そのほかの沖縄戦に関する記念館・スポット
さいごに、上記で紹介した2つの施設以外にもぜひ訪れていただきたい沖縄戦に関する記念館やスポットをいくつかご紹介したいと思います。
対馬丸記念館
那覇空港のそばにある観光スポット「波の上ビーチ」のすぐ近くにある対馬丸記念館。
対馬丸とは、終戦の1年ほど前に九州へ学童疎開しようとしていた船のことです。
対馬丸は出航の翌日に米軍の潜水艦「ボーフィン号」に魚雷攻撃され、沈没。
乗船者約1800名の内、子どもたちを含む1484名もの人々が犠牲になりました。
対馬丸記念館では、犠牲者の遺品や生存者の証言が展示されており、戦争によって子供が犠牲になったという現実を生々しく今に伝えています。
旧海軍司令部壕
民間人の被害が大きくクローズアップされることの多い沖縄戦ですが、もちろん多くの兵士も犠牲になっています。
旧海軍司令部壕は、4000人もの海軍兵士たちが悲惨な最期を遂げており、当時のままで保存されている貴重な戦争遺跡です。
壕の中には、自決時の手榴弾の跡などが生々しく残されており、当時の兵士たちの状況を肌で感じることができます。

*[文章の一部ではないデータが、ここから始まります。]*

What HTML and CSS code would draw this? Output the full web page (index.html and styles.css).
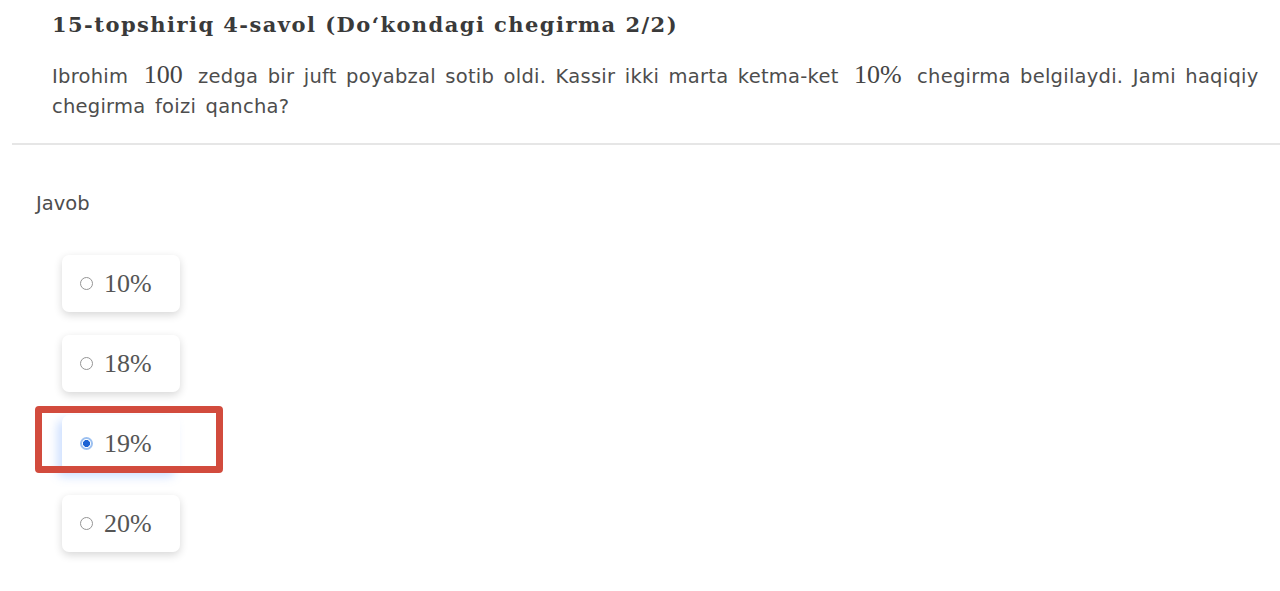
FILE: index.html
```html
<!DOCTYPE html>
<html lang="uz">
<head>
<meta charset="utf-8">
<title>15-topshiriq 4-savol</title>
<link rel="stylesheet" href="styles.css">
</head>
<body>
<div class="page">
  <header class="question">
    <h1 class="title">15-topshiriq 4-savol (Do‘kondagi chegirma 2/2)</h1>
    <p class="text">Ibrohim <span class="math">100</span> zedga bir juft poyabzal sotib oldi. Kassir ikki marta ketma-ket <span class="math">10%</span> chegirma belgilaydi. Jami haqiqiy chegirma foizi qancha?</p>
  </header>
  <hr class="sep">
  <section class="answer">
    <div class="label">Javob</div>
    <div class="options">
      <div class="option"><span class="radio"></span><span class="val">10%</span></div>
      <div class="option"><span class="radio"></span><span class="val">18%</span></div>
      <div class="option selected"><span class="radio checked"></span><span class="val">19%</span><span class="mark"></span></div>
      <div class="option"><span class="radio"></span><span class="val">20%</span></div>
    </div>
  </section>
</div>
</body>
</html>
```

FILE: styles.css
```css
html, body {
  margin: 0;
  padding: 0;
  background: #ffffff;
}
.page {
  width: 1280px;
  height: 591px;
  overflow: hidden;
}
.question {
  padding: 10px 0 0 52px;
}
.title {
  margin: 0;
  font-family: "DejaVu Serif", "Liberation Serif", serif;
  font-weight: bold;
  font-size: 21px;
  letter-spacing: 1.45px;
  line-height: 30px;
  color: #3a3a3a;
}
.text {
  margin: 22px 0 0 0;
  font-family: "DejaVu Sans", "Noto Sans", sans-serif;
  font-size: 19.5px;
  word-spacing: 3px;
  letter-spacing: 0.25px;
  line-height: 30px;
  color: #4d4d4d;
  width: 1220px;
}
.math {
  font-family: "Liberation Serif", serif;
  font-size: 26px;
  line-height: 20px;
  letter-spacing: 0;
  color: #444;
  padding: 0 6px;
}
.sep {
  margin: 21px 0 0 12px;
  border: 0;
  border-top: 2px solid #e6e6e6;
  height: 0;
}
.answer {
  padding: 44px 0 0 36px;
}
.label {
  font-family: "DejaVu Sans", "Noto Sans", sans-serif;
  font-size: 19.5px;
  line-height: 30px;
  color: #4d4d4d;
}
.options {
  display: flex;
  flex-direction: column;
  align-items: flex-start;
  gap: 23px;
  margin: 36px 0 0 26px;
}
.option {
  position: relative;
  display: flex;
  align-items: center;
  gap: 11px;
  width: 118px;
  height: 57px;
  box-sizing: border-box;
  padding-left: 18px;
  background: #fff;
  border-radius: 7px;
  box-shadow: 0 3px 9px rgba(0, 0, 0, 0.16);
}
.option.selected {
  box-shadow: -5px 5px 10px rgba(120, 170, 255, 0.35);
}
.radio {
  width: 13px;
  height: 13px;
  box-sizing: border-box;
  border: 1.5px solid #959595;
  border-radius: 50%;
}
.radio.checked {
  border: 2px solid #9cc0f0;
  background: radial-gradient(circle, #1d63d4 0 3.2px, #fff 3.8px);
}
.val {
  font-family: "Liberation Serif", serif;
  font-size: 26px;
  color: #555;
}
.mark {
  position: absolute;
  left: -27px;
  top: -9px;
  width: 188px;
  height: 67px;
  box-sizing: border-box;
  border: 7px solid #d24b3d;
  border-radius: 4px;
}
```
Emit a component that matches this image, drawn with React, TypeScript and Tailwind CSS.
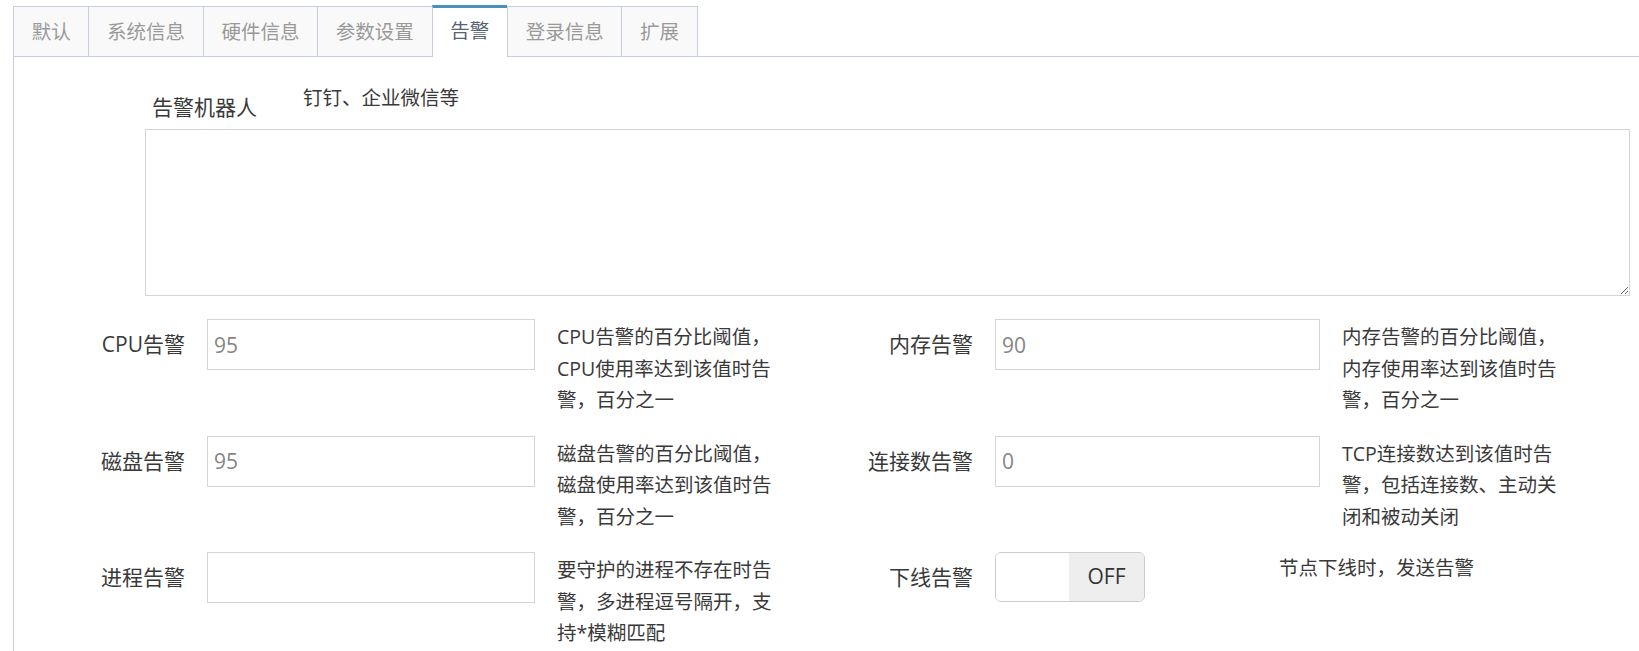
import React from "react";

const tabs = ["默认", "系统信息", "硬件信息", "参数设置", "告警", "登录信息", "扩展"];

type Field = {
    label: string;
    value?: string;
    hint: string[];
    inputWidth: string;
    isSwitch?: boolean;
};

const rows: Field[][] = [
    [
        {
            label: "CPU告警",
            value: "95",
            hint: ["CPU告警的百分比阈值，", "CPU使用率达到该值时告", "警，百分之一"],
            inputWidth: "w-[328px]",
        },
        {
            label: "内存告警",
            value: "90",
            hint: ["内存告警的百分比阈值，", "内存使用率达到该值时告", "警，百分之一"],
            inputWidth: "w-[325px]",
        },
    ],
    [
        {
            label: "磁盘告警",
            value: "95",
            hint: ["磁盘告警的百分比阈值，", "磁盘使用率达到该值时告", "警，百分之一"],
            inputWidth: "w-[328px]",
        },
        {
            label: "连接数告警",
            value: "0",
            hint: ["TCP连接数达到该值时告", "警，包括连接数、主动关", "闭和被动关闭"],
            inputWidth: "w-[325px]",
        },
    ],
    [
        {
            label: "进程告警",
            value: "",
            hint: ["要守护的进程不存在时告", "警，多进程逗号隔开，支", "持*模糊匹配"],
            inputWidth: "w-[328px]",
        },
        {
            label: "下线告警",
            hint: ["节点下线时，发送告警"],
            inputWidth: "w-[150px]",
            isSwitch: true,
        },
    ],
];

function FormCell({ field }: { field: Field }) {
    return (
        <div className="flex items-start">
            <label className="w-[171px] shrink-0 text-right text-[21px] leading-[51px] text-[#393939]">
                {field.label}
            </label>

            {field.isSwitch ? (
                <>
                    <div className="ml-[22px] flex h-[50px] w-[150px] shrink-0 overflow-hidden rounded-[6px] border border-[#cccccc]">
                        <span className="w-[73px] bg-white" />
                        <span className="flex flex-1 items-center justify-center bg-[#eeeeee] text-[21px] text-[#333333]">
                            OFF
                        </span>
                    </div>
                    <div className="ml-[134px] whitespace-nowrap text-[19.5px] leading-[31.5px] text-[#393939]">
                        {field.hint.map((line) => (
                            <div key={line}>{line}</div>
                        ))}
                    </div>
                </>
            ) : (
                <>
                    <input
                        type="text"
                        defaultValue={field.value}
                        className={`ml-[22px] h-[51px] shrink-0 border border-[#d5d5d5] bg-white px-[6px] text-[21px] text-[#858585] outline-none ${field.inputWidth}`}
                    />
                    <div className="ml-[22px] whitespace-nowrap pt-[2px] text-[19.5px] leading-[31.5px] text-[#393939]">
                        {field.hint.map((line) => (
                            <div key={line}>{line}</div>
                        ))}
                    </div>
                </>
            )}
        </div>
    );
}

export default function App() {
    return (
        <div className="h-[651px] w-[1639px] overflow-hidden bg-white font-['Open_Sans','Noto_Sans_CJK_SC',sans-serif]">
            <div className="pl-[13px] pt-[6px]">
                {/* tabs */}
                <ul className="flex h-[50px] items-start">
                    {tabs.map((tab, i) => {
                        const active = tab === "告警";
                        const last = i === tabs.length - 1;
                        return (
                            <li
                                key={tab}
                                className={
                                    active
                                        ? "relative z-10 -mt-px h-[52px] border-l border-t-[3px] border-l-[#c5d0dc] border-t-[#4c8fbd] bg-white px-[17.7px] pt-[9px] text-[19.5px] leading-[27px] text-[#576373]"
                                        : last
                                          ? "h-[50px] border-x border-t border-[#c5d0dc] bg-[#f9f9f9] px-[17.7px] pt-[11px] text-[19.5px] leading-[27px] text-[#999999]"
                                          : "h-[50px] border-l border-t border-[#c5d0dc] bg-[#f9f9f9] px-[17.7px] pt-[11px] text-[19.5px] leading-[27px] text-[#999999]"
                                }
                            >
                                {tab}
                            </li>
                        );
                    })}
                </ul>

                {/* panel */}
                <div className="border-l border-t border-[#c5d0dc] pb-10 pt-[25px]">
                    <div className="flex items-start">
                        <label className="ml-[138px] mt-[10px] text-[21px] leading-[31.5px] text-[#393939]">
                            告警机器人
                        </label>
                        <span className="ml-[46px] text-[19.5px] leading-[31.5px] text-[#393939]">
                            钉钉、企业微信等
                        </span>
                    </div>

                    <textarea className="ml-[131px] mt-[5.5px] block h-[167px] w-[1485px] border border-[#d5d5d5] bg-white outline-none" />

                    <div className="mt-[23px]">
                        {rows.map((row, r) => (
                            <div key={r} className="mb-[20px] grid grid-cols-[788px_1fr]">
                                {row.map((field) => (
                                    <FormCell key={field.label} field={field} />
                                ))}
                            </div>
                        ))}
                    </div>
                </div>
            </div>
        </div>
    );
}
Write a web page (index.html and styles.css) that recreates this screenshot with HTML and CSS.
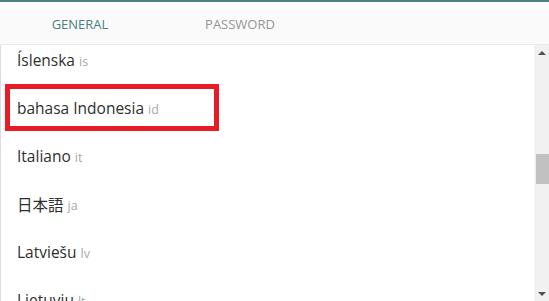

併設資料館では沖縄戦や海軍に関する展示がなされているので、あわせて訪れてみてください。
糸数アブチラガマ(糸数壕)
先ほども触れた自然洞窟「ガマ」のひとつで、糸数アブチラガマは軍の陣地や周辺住民の壕として使われ、戦場が南下すると「南風原陸軍病院」の分室として利用されていました。
ガイドさんの丁寧な説明とともに、当時のガマの様子やひめゆり学徒隊の悲惨な状況をリアルに感じながら深く理解することができます。